Problem description:
Copy everything in the listing below word for word, apart from any images.

Available data:

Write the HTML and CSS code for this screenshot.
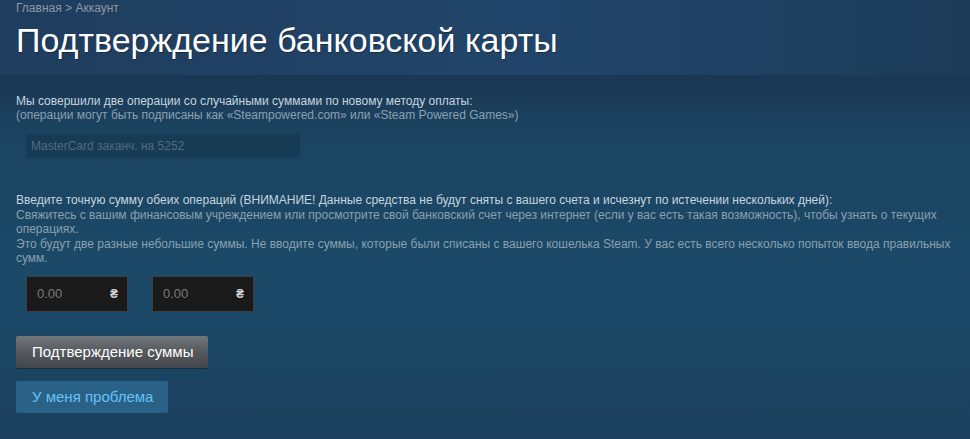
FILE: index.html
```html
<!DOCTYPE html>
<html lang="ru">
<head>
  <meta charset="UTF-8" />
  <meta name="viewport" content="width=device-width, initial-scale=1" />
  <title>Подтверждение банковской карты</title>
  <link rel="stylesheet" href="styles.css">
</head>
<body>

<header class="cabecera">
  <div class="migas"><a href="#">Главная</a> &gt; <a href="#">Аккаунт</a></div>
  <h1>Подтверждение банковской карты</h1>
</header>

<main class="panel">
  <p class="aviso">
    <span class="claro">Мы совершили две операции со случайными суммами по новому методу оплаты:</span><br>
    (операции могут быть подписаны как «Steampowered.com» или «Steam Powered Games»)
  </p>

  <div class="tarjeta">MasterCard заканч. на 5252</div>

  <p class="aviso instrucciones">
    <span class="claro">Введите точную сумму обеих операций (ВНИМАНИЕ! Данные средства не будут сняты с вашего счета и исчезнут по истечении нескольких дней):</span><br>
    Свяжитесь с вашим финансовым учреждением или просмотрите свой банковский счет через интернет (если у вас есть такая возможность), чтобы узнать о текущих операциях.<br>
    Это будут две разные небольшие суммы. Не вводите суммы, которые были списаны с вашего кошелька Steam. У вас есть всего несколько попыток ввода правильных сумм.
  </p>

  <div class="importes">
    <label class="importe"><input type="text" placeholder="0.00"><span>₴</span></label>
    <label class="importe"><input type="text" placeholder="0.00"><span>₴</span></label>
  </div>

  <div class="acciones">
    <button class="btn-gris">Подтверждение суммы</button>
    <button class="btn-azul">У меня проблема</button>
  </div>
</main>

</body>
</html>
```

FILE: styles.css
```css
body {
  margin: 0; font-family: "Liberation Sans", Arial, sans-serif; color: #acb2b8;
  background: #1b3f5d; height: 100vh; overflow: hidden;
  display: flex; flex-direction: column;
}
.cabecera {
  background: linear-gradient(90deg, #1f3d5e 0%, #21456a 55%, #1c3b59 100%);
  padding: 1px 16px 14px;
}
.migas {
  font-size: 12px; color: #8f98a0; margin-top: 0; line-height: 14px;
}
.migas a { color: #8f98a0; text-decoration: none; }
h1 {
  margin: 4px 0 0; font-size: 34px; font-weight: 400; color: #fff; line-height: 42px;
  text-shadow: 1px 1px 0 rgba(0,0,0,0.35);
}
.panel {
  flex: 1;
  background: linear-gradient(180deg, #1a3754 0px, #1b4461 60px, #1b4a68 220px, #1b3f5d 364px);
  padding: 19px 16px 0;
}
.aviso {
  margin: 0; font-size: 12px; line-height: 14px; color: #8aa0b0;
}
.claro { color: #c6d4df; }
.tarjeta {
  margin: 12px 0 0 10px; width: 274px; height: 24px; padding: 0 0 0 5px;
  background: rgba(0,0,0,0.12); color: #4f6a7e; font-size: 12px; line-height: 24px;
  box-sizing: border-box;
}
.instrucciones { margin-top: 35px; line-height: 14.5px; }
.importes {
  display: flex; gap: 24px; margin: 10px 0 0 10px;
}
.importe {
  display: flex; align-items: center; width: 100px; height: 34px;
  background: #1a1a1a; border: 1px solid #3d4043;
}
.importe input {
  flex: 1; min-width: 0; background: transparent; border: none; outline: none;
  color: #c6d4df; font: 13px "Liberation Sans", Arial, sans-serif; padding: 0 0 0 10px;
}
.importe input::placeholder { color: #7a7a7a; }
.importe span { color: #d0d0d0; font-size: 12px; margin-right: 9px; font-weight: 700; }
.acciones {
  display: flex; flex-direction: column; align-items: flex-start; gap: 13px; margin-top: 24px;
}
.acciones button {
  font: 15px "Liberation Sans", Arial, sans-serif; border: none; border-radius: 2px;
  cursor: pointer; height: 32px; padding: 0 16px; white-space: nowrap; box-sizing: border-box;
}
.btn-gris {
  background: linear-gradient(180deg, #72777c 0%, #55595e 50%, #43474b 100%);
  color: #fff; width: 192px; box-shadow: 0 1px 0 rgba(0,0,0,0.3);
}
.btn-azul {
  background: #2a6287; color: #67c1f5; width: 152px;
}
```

Expected answer:
Write the HTML and CSS code for this screenshot.
FILE: index.html
```html
<!DOCTYPE html>
<html lang="ru">
<head>
  <meta charset="UTF-8" />
  <meta name="viewport" content="width=device-width, initial-scale=1" />
  <title>Подтверждение банковской карты</title>
  <link rel="stylesheet" href="styles.css">
</head>
<body>

<header class="cabecera">
  <div class="migas"><a href="#">Главная</a> &gt; <a href="#">Аккаунт</a></div>
  <h1>Подтверждение банковской карты</h1>
</header>

<main class="panel">
  <p class="aviso">
    <span class="claro">Мы совершили две операции со случайными суммами по новому методу оплаты:</span><br>
    (операции могут быть подписаны как «Steampowered.com» или «Steam Powered Games»)
  </p>

  <div class="tarjeta">MasterCard заканч. на 5252</div>

  <p class="aviso instrucciones">
    <span class="claro">Введите точную сумму обеих операций (ВНИМАНИЕ! Данные средства не будут сняты с вашего счета и исчезнут по истечении нескольких дней):</span><br>
    Свяжитесь с вашим финансовым учреждением или просмотрите свой банковский счет через интернет (если у вас есть такая возможность), чтобы узнать о текущих операциях.<br>
    Это будут две разные небольшие суммы. Не вводите суммы, которые были списаны с вашего кошелька Steam. У вас есть всего несколько попыток ввода правильных сумм.
  </p>

  <div class="importes">
    <label class="importe"><input type="text" placeholder="0.00"><span>₴</span></label>
    <label class="importe"><input type="text" placeholder="0.00"><span>₴</span></label>
  </div>

  <div class="acciones">
    <button class="btn-gris">Подтверждение суммы</button>
    <button class="btn-azul">У меня проблема</button>
  </div>
</main>

</body>
</html>
```

FILE: styles.css
```css
body {
  margin: 0; font-family: "Liberation Sans", Arial, sans-serif; color: #acb2b8;
  background: #1b3f5d; height: 100vh; overflow: hidden;
  display: flex; flex-direction: column;
}
.cabecera {
  background: linear-gradient(90deg, #1f3d5e 0%, #21456a 55%, #1c3b59 100%);
  padding: 1px 16px 14px;
}
.migas {
  font-size: 12px; color: #8f98a0; margin-top: 0; line-height: 14px;
}
.migas a { color: #8f98a0; text-decoration: none; }
h1 {
  margin: 4px 0 0; font-size: 34px; font-weight: 400; color: #fff; line-height: 42px;
  text-shadow: 1px 1px 0 rgba(0,0,0,0.35);
}
.panel {
  flex: 1;
  background: linear-gradient(180deg, #1a3754 0px, #1b4461 60px, #1b4a68 220px, #1b3f5d 364px);
  padding: 19px 16px 0;
}
.aviso {
  margin: 0; font-size: 12px; line-height: 14px; color: #8aa0b0;
}
.claro { color: #c6d4df; }
.tarjeta {
  margin: 12px 0 0 10px; width: 274px; height: 24px; padding: 0 0 0 5px;
  background: rgba(0,0,0,0.12); color: #4f6a7e; font-size: 12px; line-height: 24px;
  box-sizing: border-box;
}
.instrucciones { margin-top: 35px; line-height: 14.5px; }
.importes {
  display: flex; gap: 24px; margin: 10px 0 0 10px;
}
.importe {
  display: flex; align-items: center; width: 100px; height: 34px;
  background: #1a1a1a; border: 1px solid #3d4043;
}
.importe input {
  flex: 1; min-width: 0; background: transparent; border: none; outline: none;
  color: #c6d4df; font: 13px "Liberation Sans", Arial, sans-serif; padding: 0 0 0 10px;
}
.importe input::placeholder { color: #7a7a7a; }
.importe span { color: #d0d0d0; font-size: 12px; margin-right: 9px; font-weight: 700; }
.acciones {
  display: flex; flex-direction: column; align-items: flex-start; gap: 13px; margin-top: 24px;
}
.acciones button {
  font: 15px "Liberation Sans", Arial, sans-serif; border: none; border-radius: 2px;
  cursor: pointer; height: 32px; padding: 0 16px; white-space: nowrap; box-sizing: border-box;
}
.btn-gris {
  background: linear-gradient(180deg, #72777c 0%, #55595e 50%, #43474b 100%);
  color: #fff; width: 192px; box-shadow: 0 1px 0 rgba(0,0,0,0.3);
}
.btn-azul {
  background: #2a6287; color: #67c1f5; width: 152px;
}
```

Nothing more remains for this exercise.